### [Objective]
Look through the material below for "this". Copy every line that contains it.

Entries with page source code
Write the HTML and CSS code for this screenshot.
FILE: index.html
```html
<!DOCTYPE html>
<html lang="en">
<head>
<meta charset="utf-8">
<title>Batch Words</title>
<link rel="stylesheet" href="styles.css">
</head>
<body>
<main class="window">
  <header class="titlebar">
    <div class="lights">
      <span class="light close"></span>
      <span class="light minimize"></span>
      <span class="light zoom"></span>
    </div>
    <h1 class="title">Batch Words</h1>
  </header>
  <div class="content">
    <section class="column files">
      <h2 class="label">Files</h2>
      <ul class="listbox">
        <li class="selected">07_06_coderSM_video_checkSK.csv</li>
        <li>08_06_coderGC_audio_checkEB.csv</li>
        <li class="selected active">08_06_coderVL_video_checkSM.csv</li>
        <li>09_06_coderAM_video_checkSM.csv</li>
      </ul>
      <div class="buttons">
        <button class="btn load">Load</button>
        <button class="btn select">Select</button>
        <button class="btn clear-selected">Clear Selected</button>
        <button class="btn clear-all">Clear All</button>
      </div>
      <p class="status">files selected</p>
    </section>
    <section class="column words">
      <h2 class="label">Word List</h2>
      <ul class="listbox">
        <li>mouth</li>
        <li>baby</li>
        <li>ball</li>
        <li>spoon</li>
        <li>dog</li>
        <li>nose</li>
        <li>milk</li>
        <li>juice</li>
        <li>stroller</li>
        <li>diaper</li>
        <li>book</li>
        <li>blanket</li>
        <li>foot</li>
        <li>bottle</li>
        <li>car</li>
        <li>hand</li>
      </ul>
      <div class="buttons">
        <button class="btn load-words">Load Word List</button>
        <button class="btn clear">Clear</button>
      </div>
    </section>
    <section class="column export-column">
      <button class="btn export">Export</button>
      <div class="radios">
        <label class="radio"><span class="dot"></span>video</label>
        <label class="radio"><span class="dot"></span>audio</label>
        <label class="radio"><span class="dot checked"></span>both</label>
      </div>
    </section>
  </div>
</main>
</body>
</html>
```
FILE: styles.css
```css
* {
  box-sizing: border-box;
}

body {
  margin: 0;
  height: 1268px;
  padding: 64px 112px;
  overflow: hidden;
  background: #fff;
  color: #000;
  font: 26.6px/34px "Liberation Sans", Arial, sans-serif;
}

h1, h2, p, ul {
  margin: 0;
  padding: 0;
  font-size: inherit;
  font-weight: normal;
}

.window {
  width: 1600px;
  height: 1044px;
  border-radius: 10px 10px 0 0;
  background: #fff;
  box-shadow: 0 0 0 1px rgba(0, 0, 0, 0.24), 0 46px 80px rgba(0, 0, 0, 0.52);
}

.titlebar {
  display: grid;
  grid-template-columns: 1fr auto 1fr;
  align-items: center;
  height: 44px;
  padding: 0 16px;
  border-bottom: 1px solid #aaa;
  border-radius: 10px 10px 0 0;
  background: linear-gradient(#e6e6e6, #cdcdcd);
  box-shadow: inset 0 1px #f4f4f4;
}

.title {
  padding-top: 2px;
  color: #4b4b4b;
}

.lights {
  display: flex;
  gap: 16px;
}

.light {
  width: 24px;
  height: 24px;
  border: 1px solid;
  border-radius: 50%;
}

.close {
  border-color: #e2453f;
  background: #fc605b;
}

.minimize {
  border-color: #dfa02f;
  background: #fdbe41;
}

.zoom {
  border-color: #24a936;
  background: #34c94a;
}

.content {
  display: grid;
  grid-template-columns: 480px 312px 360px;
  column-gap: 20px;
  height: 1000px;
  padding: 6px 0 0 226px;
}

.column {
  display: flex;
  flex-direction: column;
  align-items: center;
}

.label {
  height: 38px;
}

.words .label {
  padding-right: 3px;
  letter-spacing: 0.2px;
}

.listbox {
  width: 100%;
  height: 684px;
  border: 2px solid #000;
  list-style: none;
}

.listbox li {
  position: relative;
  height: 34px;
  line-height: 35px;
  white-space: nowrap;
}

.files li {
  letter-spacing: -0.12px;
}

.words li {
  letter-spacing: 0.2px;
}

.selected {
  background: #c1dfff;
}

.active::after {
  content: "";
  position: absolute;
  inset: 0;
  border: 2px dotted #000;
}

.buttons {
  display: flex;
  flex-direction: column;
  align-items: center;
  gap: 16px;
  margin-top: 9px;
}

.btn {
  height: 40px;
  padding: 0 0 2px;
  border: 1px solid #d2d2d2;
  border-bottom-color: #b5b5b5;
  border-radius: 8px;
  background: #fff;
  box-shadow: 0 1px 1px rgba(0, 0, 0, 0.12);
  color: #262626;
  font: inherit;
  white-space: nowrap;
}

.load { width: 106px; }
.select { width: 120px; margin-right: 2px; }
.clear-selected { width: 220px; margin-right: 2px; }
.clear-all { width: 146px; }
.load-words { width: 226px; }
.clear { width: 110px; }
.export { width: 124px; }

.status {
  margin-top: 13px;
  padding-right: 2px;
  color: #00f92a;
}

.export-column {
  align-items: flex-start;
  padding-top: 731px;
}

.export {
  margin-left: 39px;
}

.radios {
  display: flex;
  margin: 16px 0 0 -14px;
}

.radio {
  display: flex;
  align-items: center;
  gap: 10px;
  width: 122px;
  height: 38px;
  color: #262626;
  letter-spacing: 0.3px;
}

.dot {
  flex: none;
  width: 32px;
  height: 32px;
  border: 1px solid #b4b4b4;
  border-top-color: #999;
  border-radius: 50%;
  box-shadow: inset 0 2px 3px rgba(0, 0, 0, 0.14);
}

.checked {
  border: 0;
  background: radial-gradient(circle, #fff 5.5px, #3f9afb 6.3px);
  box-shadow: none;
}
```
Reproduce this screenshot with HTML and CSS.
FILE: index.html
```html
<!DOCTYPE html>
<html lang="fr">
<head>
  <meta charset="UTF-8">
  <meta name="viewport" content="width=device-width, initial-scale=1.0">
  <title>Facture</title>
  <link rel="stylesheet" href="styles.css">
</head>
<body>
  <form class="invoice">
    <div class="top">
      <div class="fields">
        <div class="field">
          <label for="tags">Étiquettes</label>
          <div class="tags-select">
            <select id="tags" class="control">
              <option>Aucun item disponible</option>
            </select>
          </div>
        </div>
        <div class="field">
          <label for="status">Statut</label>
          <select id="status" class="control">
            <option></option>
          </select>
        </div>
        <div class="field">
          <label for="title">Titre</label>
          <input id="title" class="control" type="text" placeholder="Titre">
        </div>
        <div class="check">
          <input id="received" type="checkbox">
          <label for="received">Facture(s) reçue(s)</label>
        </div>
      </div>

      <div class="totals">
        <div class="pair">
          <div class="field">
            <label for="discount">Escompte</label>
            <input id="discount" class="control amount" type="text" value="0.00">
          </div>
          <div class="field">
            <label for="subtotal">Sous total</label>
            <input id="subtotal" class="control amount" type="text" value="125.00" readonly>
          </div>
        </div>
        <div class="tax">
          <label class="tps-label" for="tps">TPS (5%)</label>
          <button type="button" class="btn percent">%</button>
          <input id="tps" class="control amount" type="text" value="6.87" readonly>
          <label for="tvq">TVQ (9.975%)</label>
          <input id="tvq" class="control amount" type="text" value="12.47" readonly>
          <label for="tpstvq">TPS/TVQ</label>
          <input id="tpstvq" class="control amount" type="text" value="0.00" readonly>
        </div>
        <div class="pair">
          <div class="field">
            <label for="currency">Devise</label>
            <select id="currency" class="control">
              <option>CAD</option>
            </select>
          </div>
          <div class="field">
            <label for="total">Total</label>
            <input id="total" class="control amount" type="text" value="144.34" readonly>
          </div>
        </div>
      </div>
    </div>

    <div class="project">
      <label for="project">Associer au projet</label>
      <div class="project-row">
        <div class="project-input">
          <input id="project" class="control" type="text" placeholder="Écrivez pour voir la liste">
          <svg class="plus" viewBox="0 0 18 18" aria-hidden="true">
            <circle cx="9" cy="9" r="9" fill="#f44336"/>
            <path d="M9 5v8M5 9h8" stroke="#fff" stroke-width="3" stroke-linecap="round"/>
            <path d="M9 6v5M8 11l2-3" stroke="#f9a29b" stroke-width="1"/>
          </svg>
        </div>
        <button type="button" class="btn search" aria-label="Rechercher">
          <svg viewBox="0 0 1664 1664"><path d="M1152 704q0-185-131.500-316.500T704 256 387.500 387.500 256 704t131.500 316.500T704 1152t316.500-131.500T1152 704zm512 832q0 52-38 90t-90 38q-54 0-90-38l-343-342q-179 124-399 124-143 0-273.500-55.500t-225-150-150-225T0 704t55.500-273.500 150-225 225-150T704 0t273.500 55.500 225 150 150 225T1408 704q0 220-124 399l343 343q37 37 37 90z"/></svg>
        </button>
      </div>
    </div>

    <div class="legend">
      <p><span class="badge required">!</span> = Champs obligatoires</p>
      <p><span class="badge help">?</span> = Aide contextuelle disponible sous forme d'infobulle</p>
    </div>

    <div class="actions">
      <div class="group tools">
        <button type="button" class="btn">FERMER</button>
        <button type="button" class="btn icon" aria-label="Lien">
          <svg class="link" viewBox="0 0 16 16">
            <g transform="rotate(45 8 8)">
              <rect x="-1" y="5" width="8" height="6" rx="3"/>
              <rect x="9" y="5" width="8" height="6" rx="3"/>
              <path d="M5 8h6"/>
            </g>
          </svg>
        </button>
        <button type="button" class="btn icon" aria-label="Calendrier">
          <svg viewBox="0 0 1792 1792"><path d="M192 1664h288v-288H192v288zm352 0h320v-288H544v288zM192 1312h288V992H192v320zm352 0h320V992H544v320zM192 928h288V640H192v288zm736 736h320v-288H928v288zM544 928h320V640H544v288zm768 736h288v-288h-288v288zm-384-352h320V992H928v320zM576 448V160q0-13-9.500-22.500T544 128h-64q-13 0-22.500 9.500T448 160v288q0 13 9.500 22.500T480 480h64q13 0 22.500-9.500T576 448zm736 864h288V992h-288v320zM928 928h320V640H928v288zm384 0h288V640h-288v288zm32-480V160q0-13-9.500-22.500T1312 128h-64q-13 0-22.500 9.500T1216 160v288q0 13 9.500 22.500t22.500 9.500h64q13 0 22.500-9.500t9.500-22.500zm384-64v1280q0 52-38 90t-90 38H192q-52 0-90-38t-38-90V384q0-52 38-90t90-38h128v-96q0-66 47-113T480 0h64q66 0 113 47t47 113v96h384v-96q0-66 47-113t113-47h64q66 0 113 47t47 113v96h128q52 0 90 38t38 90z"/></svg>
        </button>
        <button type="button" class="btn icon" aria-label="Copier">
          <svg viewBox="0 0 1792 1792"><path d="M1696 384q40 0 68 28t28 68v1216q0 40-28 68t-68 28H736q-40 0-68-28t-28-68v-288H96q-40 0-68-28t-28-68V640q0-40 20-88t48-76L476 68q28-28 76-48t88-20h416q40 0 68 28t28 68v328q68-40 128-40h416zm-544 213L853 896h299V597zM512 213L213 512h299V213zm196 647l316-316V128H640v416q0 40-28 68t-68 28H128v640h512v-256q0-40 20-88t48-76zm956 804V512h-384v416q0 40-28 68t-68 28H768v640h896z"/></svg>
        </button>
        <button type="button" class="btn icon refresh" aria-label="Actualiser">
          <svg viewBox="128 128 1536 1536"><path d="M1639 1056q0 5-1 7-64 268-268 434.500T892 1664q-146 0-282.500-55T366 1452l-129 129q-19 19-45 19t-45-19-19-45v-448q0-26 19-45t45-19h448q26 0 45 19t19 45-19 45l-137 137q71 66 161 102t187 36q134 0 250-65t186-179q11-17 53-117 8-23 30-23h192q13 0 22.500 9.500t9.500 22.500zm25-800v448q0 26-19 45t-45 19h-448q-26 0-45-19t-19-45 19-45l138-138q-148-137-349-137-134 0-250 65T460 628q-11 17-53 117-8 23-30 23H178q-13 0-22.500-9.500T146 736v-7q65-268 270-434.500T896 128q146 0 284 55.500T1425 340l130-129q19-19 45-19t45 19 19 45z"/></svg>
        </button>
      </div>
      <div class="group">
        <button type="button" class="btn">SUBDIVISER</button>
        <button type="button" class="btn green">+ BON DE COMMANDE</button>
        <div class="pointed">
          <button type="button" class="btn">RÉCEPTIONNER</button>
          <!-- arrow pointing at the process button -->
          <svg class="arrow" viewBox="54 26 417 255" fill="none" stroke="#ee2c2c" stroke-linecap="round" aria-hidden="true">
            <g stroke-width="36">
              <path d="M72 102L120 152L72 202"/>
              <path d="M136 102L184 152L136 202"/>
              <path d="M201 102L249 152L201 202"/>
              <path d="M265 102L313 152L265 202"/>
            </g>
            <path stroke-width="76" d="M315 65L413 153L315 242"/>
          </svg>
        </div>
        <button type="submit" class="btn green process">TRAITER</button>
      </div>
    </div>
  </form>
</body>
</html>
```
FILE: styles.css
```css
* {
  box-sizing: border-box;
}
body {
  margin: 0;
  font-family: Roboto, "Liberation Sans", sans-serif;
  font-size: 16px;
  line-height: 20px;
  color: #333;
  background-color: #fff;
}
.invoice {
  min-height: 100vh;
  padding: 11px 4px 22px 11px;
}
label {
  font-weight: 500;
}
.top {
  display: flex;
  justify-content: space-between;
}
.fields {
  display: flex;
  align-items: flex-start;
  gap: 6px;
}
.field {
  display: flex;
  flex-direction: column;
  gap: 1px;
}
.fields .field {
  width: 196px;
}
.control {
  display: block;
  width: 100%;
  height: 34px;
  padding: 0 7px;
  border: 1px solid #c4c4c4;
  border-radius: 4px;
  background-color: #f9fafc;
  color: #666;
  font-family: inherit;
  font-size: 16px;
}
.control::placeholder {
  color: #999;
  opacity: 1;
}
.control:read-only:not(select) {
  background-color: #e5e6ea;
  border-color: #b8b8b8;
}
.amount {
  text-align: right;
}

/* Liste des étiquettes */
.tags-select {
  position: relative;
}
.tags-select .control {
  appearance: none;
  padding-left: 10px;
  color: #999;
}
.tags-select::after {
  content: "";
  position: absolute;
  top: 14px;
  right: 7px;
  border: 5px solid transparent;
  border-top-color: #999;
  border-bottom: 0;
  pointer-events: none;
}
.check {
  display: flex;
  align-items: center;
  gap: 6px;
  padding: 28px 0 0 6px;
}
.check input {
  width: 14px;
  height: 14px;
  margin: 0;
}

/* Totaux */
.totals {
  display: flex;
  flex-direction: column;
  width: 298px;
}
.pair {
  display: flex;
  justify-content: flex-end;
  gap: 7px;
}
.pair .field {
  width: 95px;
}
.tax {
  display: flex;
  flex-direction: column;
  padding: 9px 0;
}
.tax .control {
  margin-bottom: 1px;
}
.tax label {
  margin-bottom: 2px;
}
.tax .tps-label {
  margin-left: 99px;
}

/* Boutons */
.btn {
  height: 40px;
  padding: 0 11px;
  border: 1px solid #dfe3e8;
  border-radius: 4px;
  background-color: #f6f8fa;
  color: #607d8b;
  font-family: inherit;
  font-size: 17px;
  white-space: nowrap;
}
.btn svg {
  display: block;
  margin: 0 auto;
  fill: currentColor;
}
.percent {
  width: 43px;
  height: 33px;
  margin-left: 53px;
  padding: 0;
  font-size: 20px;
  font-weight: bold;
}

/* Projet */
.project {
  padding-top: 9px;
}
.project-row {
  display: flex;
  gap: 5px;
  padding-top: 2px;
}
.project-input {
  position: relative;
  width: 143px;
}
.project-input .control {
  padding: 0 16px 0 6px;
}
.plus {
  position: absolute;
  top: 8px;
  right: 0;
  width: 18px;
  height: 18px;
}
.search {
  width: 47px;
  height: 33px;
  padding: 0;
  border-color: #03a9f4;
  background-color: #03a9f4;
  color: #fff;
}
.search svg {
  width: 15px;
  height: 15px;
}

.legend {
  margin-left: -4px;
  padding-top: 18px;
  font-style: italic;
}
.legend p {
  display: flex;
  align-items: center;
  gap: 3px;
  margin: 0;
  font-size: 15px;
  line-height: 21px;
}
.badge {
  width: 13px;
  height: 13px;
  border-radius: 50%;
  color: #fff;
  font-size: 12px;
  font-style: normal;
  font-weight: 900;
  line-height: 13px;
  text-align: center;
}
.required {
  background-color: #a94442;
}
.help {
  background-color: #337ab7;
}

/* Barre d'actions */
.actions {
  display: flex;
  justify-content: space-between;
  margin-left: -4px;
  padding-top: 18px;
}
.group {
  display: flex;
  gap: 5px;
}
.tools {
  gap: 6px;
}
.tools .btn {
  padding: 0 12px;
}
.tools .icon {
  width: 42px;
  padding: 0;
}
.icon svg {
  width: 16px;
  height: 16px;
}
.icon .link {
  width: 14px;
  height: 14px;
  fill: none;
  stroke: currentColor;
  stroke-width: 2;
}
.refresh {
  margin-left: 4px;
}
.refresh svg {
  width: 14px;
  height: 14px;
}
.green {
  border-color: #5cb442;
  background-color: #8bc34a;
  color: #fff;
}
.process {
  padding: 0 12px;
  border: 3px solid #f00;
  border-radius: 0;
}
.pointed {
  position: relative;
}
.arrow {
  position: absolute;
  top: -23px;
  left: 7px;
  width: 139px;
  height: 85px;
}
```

### [Reply to the task]
Write the HTML and CSS code for this screenshot.
Reproduce this screenshot with HTML and CSS.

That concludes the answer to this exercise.